Is it me? This time John discusses how music can divide and conquer.

It’s funny how much of an effect music can have on your life. 

It can manipulate your mind. It can change your mood. It can calm you down, hype you up, make you smile and make you cry. It also has physical powers causing you to involuntarily move, tap your feet, nod your head and give you goose bumps. 

But to my recent horror I’ve discovered that it can also carbon date you and even turn you into another person – in this case my father. What do I mean? Simply hop into my Tardis.

We’ve jumped back in time. It’s 1982, I’m 11 years old and I’m sat in a blue Austin Princess. For you young ’uns, the Princess is a weird-shaped car, a bit like an awkward wedge with a mousey nose up front and a large rear end. It also has a vinyl roof (why?!) I can only assume the designers at British Leyland drew it as a joke, missed a meeting and before you could say “decline of the British car industry” the thing was in production. 

Anyway, I digress. I’m on my way to Cardiff with my dad and I’ve persuaded him to stop the ‘Best of Country Music’ cassette (featuring Slim Whitman, Don Williams, Dolly and Johnny) and tune in to Radio 1 on 275-285 medium wave. We’re listening to Mike Read’s breakfast show and Mike spins a new 45rpm release from Duran Duran. It’s called “Hungry Like the Wolf.”

I’m hooked. A fantastic start to the song with guitar and synth going wild, before Simon Le Bon delivers “Dark in the city night is a wire, steam in the subway earth is afire, Do do do do do do do dodo dododo dodo”. 

My dad looks horrified. Still, he loves me very much so on we listen until Mr Le Bon hits the chorus and the lyrics, which I think are genius, annoy my dad so much that he almost rear-ends a red Datsun Cherry at the traffic lights. Le Bon sings “Smell like I sound I’m lost in the crowd, and I’m hungry like the wolf”. OK looking back my dad might have had a point – I too have no idea what “smell like I sound” means – but it caused him to utter “This new music is rubbish. It all sounds the same. It’s just noise”. Back in the Tardis if you will.
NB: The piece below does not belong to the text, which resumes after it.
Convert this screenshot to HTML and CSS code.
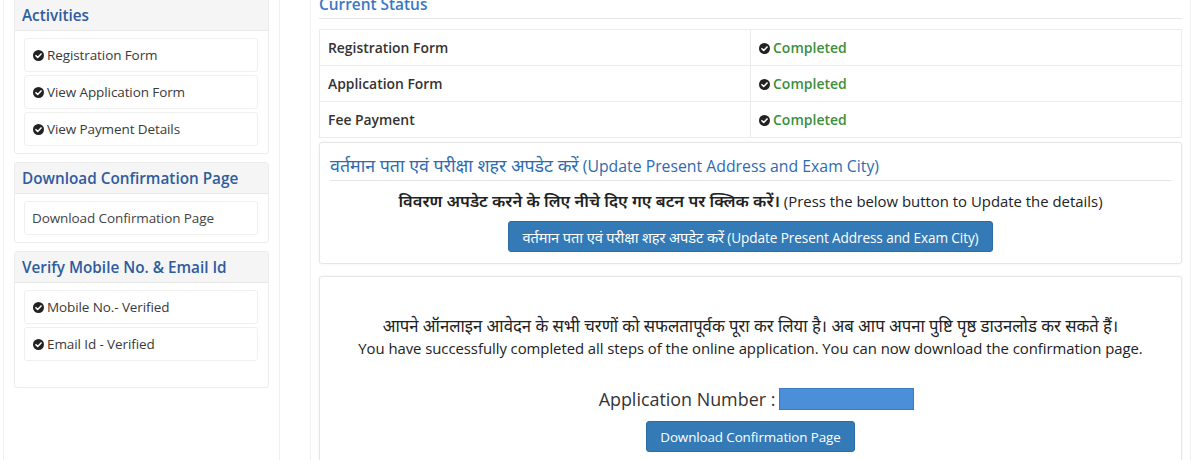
FILE: index.html
```html
<!DOCTYPE html>
<html lang="hi">
<head>
<meta charset="utf-8">
<title>Dashboard</title>
<link rel="stylesheet" href="styles.css">
</head>
<body>
<div class="page">
  <aside class="side-col">
    <section class="panel first">
      <div class="panel-head">Activities</div>
      <div class="panel-body">
        <div class="item"><svg class="ok" viewBox="0 0 12 12"><circle cx="6" cy="6" r="6"/><path d="M3.2 6.2l1.9 1.9 3.7-3.8" /></svg>Registration Form</div>
        <div class="item"><svg class="ok" viewBox="0 0 12 12"><circle cx="6" cy="6" r="6"/><path d="M3.2 6.2l1.9 1.9 3.7-3.8" /></svg>View Application Form</div>
        <div class="item"><svg class="ok" viewBox="0 0 12 12"><circle cx="6" cy="6" r="6"/><path d="M3.2 6.2l1.9 1.9 3.7-3.8" /></svg>View Payment Details</div>
      </div>
    </section>
    <section class="panel">
      <div class="panel-head">Download Confirmation Page</div>
      <div class="panel-body">
        <div class="item plain">Download Confirmation Page</div>
      </div>
    </section>
    <section class="panel">
      <div class="panel-head">Verify Mobile No. &amp; Email Id</div>
      <div class="panel-body tall">
        <div class="item"><svg class="ok" viewBox="0 0 12 12"><circle cx="6" cy="6" r="6"/><path d="M3.2 6.2l1.9 1.9 3.7-3.8" /></svg>Mobile No.- Verified</div>
        <div class="item"><svg class="ok" viewBox="0 0 12 12"><circle cx="6" cy="6" r="6"/><path d="M3.2 6.2l1.9 1.9 3.7-3.8" /></svg>Email Id - Verified</div>
      </div>
    </section>
  </aside>

  <main class="main-col">
    <h3 class="status-title">Current Status</h3>
    <table class="status">
      <tr><td>Registration Form</td><td class="done"><svg class="ok" viewBox="0 0 12 12"><circle cx="6" cy="6" r="6"/><path d="M3.2 6.2l1.9 1.9 3.7-3.8" /></svg>Completed</td></tr>
      <tr><td>Application Form</td><td class="done"><svg class="ok" viewBox="0 0 12 12"><circle cx="6" cy="6" r="6"/><path d="M3.2 6.2l1.9 1.9 3.7-3.8" /></svg>Completed</td></tr>
      <tr><td>Fee Payment</td><td class="done"><svg class="ok" viewBox="0 0 12 12"><circle cx="6" cy="6" r="6"/><path d="M3.2 6.2l1.9 1.9 3.7-3.8" /></svg>Completed</td></tr>
    </table>

    <section class="box update">
      <h4 class="update-title"><span class="dv">वर्तमान पता एवं परीक्षा शहर अपडेट करें</span> (Update Present Address and Exam City)</h4>
      <p class="update-text"><span class="dv">विवरण अपडेट करने के लिए नीचे दिए गए बटन पर क्लिक करें।</span> (Press the below button to Update the details)</p>
      <div class="center"><button class="btn wide"><span class="dv">वर्तमान पता एवं परीक्षा शहर अपडेट करें</span> (Update Present Address and Exam City)</button></div>
    </section>

    <section class="box download">
      <p class="hi-line"><span class="dv">आपने ऑनलाइन आवेदन के सभी चरणों को सफलतापूर्वक पूरा कर लिया है। अब आप अपना पुष्टि पृष्ठ डाउनलोड कर सकते हैं।</span></p>
      <p class="en-line">You have successfully completed all steps of the online application. You can now download the confirmation page.</p>
      <div class="appno">Application Number : <span class="mask"></span></div>
      <div class="center"><button class="btn">Download Confirmation Page</button></div>
    </section>
  </main>
</div>
</body>
</html>
```

FILE: styles.css
```css
* { box-sizing: border-box; }
html, body { margin: 0; padding: 0; background: #fff; }
body {
  font-family: "Open Sans", "Noto Sans", sans-serif;
  color: #333;
  font-size: 13px;
  overflow: hidden;
  height: 460px;
}
.page {
  display: flex;
  margin-top: -6px;
  padding-left: 3px;
  gap: 30px;
}
.side-col {
  width: 277px;
  border-left: 1px solid #f1f1f1;
  border-right: 1px solid #f1f1f1;
  padding: 0 10px;
  min-height: 480px;
}
.panel {
  border: 1px solid #ececec;
  border-radius: 3px;
  margin-top: 8px;
  background: #fff;
}
.panel.first { margin-top: 0; }
.panel-head {
  background: #f5f5f5;
  border-bottom: 1px solid #e8e8e8;
  color: #2f5c9e;
  font-size: 15.3px;
  font-weight: 600;
  line-height: 20px;
  padding: 5px 7px;
}
.panel.first .panel-head { padding-top: 10px; }
.panel-body {
  padding: 7px 10px 7px 9px;
  display: flex;
  flex-direction: column;
  gap: 3px;
}
.panel-body.tall { padding-bottom: 26px; }
.item {
  border: 1px solid #efefef;
  border-radius: 3px;
  height: 34px;
  display: flex;
  align-items: center;
  padding-left: 8px;
  font-size: 13.5px;
  color: #3a3a3a;
  letter-spacing: -0.1px;
}
.item.plain { padding-left: 7px; color: #444; }
.ok {
  width: 11px;
  height: 11px;
  margin-right: 3px;
  flex: none;
}
.ok circle { fill: #222; }
.ok path { fill: none; stroke: #fff; stroke-width: 1.7; stroke-linecap: round; stroke-linejoin: round; }

.main-col {
  width: 881px;
  border-left: 1px solid #f1f1f1;
  border-right: 1px solid #f1f1f1;
  padding: 0 8px;
  min-height: 480px;
}
.status-title {
  margin: 0;
  font-size: 15.4px;
  font-weight: 600;
  color: #3a78c4;
  line-height: 20px;
  padding-top: 1px;
  padding-bottom: 3px;
  border-bottom: 1px solid #e6e6e6;
}
.status {
  width: 100%;
  border-collapse: collapse;
  margin-top: 10px;
  border: 1px solid #e9e9e9;
}
.status td {
  border: 1px solid #ececec;
  height: 36px;
  padding: 0 8px;
  font-weight: 600;
  font-size: 13.9px;
  color: #333;
  width: 50%;
}
.status td.done { color: #3c8f3c; font-size: 14px; }
.status td.done .ok { vertical-align: -1px; }

.box {
  border: 1px solid #e6e6e6;
  border-radius: 3px;
  box-shadow: 0 0 3px rgba(0,0,0,0.06);
  background: #fff;
}
.update {
  margin-top: 4px;
  padding: 11px 10px 11px 10px;
}
.update-title {
  margin: 0;
  font-size: 15.8px;
  font-weight: 400;
  color: #2d6bb1;
  line-height: 22px;
  padding-bottom: 3px;
  border-bottom: 1px solid #e3e3e3;
}
.update-title .dv { font-size: 17.8px; }
.update-text {
  margin: 9px 0 9px;
  text-align: center;
  font-size: 14.9px;
  color: #222;
  line-height: 22px;
}
.update-text .dv { font-size: 16.5px; font-weight: 600; }
.center { text-align: center; }
.btn {
  font-family: "Open Sans", "Noto Sans", sans-serif;
  background: #337ab7;
  border: 1px solid #2e6da4;
  border-radius: 3px;
  color: #fff;
  font-size: 13.4px;
  height: 31px;
  padding: 0 13px;
  letter-spacing: -0.1px;
  vertical-align: top;
}
.btn.wide { font-size: 13.6px; }
.btn .dv { font-size: 14.6px; }
.download {
  margin-top: 12px;
  padding: 38px 10px 40px;
  min-height: 200px;
}
.hi-line {
  margin: 0;
  text-align: center;
  font-size: 16.7px;
  color: #222;
  line-height: 22px;
}
.en-line {
  margin: 0;
  text-align: center;
  font-size: 14.9px;
  color: #222;
  line-height: 22px;
  letter-spacing: -0.05px;
}
.appno {
  margin-top: 28px;
  padding-left: 12px;
  font-size: 17.9px;
  color: #333;
  line-height: 24px;
  display: flex;
  justify-content: center;
  align-items: center;
  gap: 4px;
}
.mask {
  display: inline-block;
  width: 135px;
  height: 22px;
  background: #4a8fd8;
  border: 1px solid #3a7bc4;
}
.download .center { margin-top: 10px; }
```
It’s last weekend and I’m in the car with my 12-year-old son. We’re listening to a playlist on my iPod. We’ve had some corkers: The Smiths, Foo Fighters, R.E.M., Pixies and, of course, the Red Hot Chili Peppers. 

While I am belting out these classics, line by line with my heroes, my son is looking singularly unimpressed. He turns to me and asks if we can put the radio on, specifically Radio 1. I love my son and oblige, albeit a little disappointed that he’s not fully appreciating the top notch tunes we’ve been listening to. Radio 1 it is, piped into the car via DAB. In the days of the Austin Princess, a DAB was a sherbet packet with a red lolly dipper.

Song number one comes on. Don’t know who sings it. Don’t really care either – because it’s drivel. Song number two comes on. Don’t know who sings it. Don’t really care either because it too is drivel. As song number three gets going, I turn to my son and say: “This new music is rubbish. It all sounds the same. It’s just noise!”

As soon as I’ve said it it’s like being slapped in the face with a wet haddock. Boom! I’m back in 1982 but I’m no longer in the passenger seat. I’m driving the car and I’ve turned into my dad. I said it would never happen. I’m sure I promised myself I’d never be stuck in the equivalent of the country music world, but here I am. It’s happened and I can’t help it. New music is largely rubbish. Fact.

And do you know what? Yes I’m old. Yes I’m obviously stuck in my ways. And yes my son thinks it’s both ridiculous and hilarious. But I don’t care. And do you know why I don’t care? Because ‘there is a light that never goes out’ on my old school music and I for one ‘don’t look back in anger.’ 

There is one final thing I’ll share with you. Having spent hours in the car with my dad during the 1970s and 1980s, I’m proud to admit there’s nothing wrong with a bit of good ’ole country music.